**Stated task:** In the entries, find all lines that hold the word "page" and copy them.

**The input:**
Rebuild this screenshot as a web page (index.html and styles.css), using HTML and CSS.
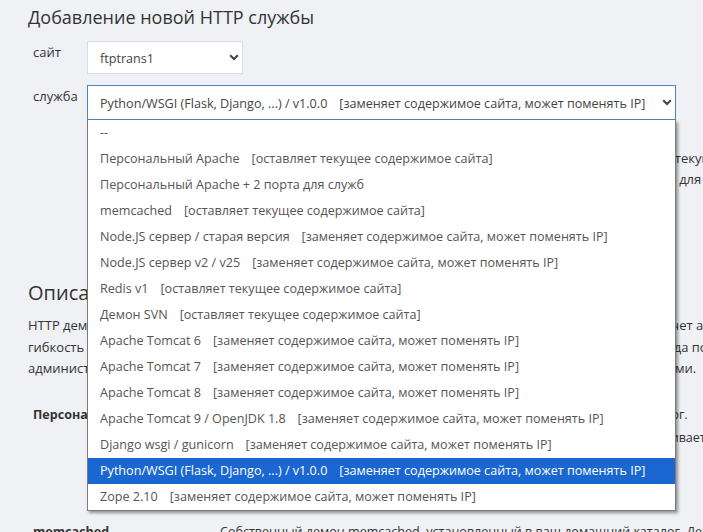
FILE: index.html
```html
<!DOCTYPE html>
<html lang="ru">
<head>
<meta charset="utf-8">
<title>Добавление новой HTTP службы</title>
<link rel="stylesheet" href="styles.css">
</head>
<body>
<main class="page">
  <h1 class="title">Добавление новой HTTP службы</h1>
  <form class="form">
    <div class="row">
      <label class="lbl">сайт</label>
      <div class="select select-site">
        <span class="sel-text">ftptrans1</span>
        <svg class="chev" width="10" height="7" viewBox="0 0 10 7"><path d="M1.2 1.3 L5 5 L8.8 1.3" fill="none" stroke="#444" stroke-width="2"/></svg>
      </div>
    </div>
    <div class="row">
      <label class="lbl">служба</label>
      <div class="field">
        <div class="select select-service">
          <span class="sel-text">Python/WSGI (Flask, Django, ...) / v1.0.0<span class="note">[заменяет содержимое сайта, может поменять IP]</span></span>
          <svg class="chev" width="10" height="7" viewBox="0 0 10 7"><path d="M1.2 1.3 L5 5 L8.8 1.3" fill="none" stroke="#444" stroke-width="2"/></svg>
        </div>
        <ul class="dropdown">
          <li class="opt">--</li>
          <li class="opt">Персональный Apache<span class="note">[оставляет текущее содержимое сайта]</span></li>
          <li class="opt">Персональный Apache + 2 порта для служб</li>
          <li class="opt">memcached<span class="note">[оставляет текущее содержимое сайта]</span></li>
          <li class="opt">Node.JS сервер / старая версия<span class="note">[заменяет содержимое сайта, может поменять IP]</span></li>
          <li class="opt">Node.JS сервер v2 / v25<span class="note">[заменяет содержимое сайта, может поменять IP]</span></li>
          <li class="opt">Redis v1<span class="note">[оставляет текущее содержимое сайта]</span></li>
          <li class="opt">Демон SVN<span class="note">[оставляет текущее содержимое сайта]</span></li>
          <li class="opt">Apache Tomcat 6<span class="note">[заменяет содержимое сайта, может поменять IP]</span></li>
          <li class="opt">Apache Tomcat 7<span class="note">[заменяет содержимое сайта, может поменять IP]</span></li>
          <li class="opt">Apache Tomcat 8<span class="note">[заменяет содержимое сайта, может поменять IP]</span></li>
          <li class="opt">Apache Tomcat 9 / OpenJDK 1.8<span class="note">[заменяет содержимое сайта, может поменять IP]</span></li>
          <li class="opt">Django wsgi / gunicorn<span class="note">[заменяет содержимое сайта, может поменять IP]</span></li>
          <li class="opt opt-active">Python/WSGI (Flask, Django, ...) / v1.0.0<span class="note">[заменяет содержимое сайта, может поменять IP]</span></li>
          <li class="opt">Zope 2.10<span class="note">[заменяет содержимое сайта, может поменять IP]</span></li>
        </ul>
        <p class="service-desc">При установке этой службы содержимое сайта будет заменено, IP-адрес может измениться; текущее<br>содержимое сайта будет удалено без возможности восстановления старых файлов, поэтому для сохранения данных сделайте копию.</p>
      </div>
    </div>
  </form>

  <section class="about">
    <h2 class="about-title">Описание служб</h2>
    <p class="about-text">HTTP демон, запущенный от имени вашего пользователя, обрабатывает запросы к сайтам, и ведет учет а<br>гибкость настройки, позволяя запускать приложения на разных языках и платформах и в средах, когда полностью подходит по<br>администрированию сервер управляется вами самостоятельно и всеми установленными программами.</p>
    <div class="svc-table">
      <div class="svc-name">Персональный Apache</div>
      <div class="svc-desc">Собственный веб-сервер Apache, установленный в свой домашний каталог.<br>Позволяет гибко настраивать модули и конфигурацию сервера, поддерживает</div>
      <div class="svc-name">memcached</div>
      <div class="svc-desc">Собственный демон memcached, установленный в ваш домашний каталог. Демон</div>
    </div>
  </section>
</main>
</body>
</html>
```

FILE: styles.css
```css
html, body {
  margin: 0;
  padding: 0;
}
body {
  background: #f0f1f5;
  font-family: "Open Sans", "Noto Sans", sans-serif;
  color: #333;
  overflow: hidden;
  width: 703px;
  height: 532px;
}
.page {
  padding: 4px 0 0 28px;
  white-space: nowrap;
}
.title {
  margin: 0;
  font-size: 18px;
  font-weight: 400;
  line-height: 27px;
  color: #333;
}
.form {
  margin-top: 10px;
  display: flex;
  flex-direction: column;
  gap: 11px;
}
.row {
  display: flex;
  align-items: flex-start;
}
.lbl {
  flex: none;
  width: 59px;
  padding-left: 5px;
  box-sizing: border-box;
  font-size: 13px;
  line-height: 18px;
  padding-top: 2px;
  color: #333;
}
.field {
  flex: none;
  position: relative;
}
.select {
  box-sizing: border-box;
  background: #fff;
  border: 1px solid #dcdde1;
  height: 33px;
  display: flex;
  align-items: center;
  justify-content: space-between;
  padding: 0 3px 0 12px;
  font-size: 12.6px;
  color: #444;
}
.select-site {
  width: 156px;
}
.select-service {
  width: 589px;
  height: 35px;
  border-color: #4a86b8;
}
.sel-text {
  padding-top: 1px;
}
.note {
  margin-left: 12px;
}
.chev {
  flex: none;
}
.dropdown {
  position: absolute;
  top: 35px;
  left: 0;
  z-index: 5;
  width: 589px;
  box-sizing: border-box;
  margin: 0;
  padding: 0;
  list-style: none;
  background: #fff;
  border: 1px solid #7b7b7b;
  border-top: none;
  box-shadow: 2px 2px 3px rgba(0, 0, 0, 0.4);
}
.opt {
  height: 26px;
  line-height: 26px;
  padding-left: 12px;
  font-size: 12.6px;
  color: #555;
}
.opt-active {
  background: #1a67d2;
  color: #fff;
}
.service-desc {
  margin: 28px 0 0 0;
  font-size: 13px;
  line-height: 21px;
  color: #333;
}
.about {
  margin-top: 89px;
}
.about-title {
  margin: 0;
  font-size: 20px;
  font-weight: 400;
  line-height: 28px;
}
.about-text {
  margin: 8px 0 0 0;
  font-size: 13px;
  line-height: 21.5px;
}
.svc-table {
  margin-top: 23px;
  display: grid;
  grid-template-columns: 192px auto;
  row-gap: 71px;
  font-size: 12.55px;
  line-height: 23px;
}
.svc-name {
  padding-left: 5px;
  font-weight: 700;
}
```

--

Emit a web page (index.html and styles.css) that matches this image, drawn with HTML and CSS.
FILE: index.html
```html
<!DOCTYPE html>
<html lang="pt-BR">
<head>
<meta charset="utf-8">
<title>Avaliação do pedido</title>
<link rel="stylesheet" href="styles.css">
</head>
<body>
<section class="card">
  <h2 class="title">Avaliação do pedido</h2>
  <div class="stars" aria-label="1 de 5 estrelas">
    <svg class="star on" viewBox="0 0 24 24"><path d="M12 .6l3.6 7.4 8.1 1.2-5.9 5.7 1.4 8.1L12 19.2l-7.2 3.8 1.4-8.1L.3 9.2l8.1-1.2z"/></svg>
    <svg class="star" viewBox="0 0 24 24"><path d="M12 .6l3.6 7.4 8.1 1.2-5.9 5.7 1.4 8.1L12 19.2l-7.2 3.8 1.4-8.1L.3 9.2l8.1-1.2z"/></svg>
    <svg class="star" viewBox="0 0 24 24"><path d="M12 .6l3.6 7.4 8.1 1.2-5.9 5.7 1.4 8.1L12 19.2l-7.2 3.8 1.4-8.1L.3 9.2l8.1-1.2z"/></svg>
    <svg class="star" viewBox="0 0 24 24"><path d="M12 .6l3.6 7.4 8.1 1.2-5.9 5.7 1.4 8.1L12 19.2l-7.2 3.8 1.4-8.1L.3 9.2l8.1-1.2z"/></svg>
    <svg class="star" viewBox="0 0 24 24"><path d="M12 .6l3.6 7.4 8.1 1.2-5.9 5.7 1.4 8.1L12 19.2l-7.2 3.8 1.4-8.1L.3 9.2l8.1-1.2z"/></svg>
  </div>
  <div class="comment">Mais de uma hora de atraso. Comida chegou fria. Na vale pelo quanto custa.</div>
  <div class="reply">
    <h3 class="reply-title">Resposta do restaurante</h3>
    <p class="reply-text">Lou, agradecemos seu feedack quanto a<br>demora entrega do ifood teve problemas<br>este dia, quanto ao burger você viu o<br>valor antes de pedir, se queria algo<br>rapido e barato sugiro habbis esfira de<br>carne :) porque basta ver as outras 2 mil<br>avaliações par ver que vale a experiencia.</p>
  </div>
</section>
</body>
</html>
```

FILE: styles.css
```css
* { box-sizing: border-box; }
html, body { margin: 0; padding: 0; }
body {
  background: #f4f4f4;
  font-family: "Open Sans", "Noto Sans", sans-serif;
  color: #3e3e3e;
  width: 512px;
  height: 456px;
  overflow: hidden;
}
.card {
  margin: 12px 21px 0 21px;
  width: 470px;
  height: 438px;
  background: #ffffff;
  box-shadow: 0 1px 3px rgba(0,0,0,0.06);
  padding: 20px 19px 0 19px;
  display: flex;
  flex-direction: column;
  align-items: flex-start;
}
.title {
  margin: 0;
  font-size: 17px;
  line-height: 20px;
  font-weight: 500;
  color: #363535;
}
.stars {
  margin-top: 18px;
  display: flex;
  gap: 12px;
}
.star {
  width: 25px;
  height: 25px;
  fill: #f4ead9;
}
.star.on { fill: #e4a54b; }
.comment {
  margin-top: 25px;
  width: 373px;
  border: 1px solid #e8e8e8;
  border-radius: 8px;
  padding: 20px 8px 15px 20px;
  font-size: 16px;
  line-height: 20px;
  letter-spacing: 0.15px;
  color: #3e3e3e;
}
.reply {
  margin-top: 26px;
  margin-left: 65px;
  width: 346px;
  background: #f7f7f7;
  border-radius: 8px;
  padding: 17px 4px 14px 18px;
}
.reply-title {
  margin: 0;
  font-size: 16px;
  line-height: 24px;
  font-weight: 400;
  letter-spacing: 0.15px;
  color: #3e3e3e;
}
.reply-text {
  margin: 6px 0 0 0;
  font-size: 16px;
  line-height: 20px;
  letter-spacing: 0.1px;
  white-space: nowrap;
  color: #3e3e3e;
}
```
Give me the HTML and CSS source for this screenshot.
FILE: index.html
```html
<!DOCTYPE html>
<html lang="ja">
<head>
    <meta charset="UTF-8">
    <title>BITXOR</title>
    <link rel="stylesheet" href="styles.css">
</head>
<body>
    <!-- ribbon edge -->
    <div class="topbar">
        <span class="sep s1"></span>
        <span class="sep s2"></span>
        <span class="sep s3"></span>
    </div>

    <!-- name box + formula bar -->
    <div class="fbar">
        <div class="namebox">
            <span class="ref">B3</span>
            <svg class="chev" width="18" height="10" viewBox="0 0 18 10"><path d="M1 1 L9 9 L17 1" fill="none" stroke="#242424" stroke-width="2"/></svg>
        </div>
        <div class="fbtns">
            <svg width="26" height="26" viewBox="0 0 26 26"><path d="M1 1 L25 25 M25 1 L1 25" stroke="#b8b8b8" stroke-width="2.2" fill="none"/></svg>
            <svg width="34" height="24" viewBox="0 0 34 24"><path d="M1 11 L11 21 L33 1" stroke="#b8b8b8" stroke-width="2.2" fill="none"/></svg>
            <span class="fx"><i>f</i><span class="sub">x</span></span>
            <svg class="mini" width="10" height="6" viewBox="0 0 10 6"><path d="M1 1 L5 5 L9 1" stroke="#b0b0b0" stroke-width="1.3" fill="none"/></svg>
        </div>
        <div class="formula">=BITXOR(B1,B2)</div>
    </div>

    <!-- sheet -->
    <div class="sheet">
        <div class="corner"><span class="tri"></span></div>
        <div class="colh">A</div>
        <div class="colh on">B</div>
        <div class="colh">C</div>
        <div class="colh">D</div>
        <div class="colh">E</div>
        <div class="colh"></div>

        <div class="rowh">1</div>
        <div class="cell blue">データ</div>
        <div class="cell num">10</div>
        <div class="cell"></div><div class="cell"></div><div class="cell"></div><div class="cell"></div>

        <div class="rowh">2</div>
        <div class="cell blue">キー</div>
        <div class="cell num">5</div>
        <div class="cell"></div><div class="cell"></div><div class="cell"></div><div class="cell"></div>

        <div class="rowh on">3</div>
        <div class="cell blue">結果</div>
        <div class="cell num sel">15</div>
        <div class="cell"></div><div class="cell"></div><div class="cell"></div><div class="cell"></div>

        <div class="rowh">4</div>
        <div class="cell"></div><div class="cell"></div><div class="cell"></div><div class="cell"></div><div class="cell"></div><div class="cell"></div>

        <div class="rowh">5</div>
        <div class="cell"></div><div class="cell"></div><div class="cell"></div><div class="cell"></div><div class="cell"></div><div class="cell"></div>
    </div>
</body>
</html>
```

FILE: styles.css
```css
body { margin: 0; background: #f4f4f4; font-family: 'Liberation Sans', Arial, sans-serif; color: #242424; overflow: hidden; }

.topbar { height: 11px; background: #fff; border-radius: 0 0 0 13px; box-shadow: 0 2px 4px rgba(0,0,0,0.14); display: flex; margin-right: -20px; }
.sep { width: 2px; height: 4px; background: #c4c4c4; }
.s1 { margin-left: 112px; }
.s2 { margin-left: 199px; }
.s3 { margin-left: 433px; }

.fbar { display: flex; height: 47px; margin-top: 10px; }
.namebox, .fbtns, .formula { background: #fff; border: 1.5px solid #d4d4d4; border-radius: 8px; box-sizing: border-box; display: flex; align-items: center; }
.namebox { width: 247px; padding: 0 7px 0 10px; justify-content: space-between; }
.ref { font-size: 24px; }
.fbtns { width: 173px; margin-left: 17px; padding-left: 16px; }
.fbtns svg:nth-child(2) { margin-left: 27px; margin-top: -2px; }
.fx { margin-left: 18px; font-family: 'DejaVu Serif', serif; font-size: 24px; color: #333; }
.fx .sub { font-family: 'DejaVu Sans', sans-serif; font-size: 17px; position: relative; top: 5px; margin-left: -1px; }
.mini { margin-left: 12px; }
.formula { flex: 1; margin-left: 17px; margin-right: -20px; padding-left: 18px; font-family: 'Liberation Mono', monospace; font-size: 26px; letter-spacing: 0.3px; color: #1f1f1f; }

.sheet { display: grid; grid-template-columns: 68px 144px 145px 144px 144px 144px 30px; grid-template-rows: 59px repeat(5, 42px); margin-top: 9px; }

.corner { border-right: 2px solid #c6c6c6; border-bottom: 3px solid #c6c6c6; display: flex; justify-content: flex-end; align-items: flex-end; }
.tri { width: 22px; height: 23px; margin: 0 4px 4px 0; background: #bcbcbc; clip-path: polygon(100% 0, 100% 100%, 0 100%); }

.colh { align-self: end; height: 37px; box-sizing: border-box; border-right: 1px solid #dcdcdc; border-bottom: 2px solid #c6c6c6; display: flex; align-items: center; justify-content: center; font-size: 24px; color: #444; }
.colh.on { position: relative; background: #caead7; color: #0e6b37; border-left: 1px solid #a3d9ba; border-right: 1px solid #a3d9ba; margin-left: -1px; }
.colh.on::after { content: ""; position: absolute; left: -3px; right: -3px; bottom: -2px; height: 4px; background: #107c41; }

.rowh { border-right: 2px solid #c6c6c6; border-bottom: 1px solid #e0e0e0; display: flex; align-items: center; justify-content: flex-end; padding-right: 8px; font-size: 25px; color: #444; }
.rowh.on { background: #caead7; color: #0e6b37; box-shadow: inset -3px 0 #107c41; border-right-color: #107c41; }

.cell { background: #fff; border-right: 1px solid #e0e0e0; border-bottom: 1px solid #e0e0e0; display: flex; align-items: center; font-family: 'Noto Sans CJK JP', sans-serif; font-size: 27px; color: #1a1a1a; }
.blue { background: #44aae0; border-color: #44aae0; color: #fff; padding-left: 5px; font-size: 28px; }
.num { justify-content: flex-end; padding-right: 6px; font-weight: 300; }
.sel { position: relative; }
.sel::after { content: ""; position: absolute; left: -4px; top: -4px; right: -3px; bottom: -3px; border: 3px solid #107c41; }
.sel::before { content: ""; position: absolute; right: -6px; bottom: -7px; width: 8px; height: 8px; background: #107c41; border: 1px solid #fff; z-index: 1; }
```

--

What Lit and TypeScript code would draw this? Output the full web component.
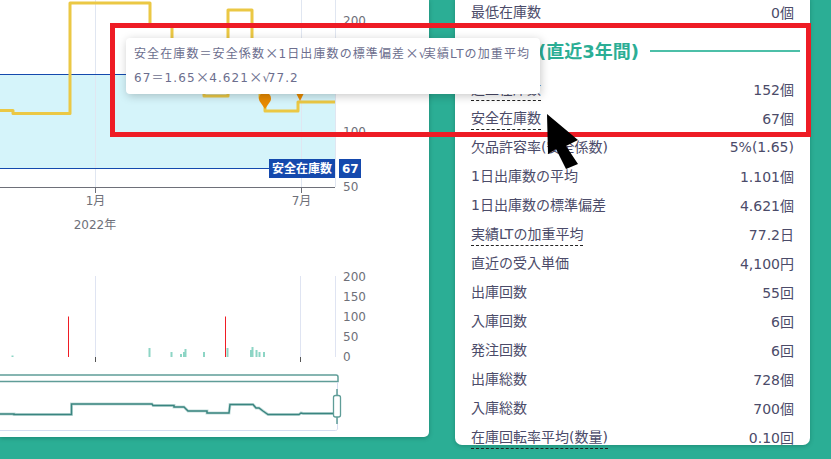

**Expected answer:**
Rebuild this screenshot as a web page (index.html and styles.css), using HTML and CSS.
<main class="page">
.page {
Emit a web page (index.html and styles.css) that matches this image, drawn with HTML and CSS.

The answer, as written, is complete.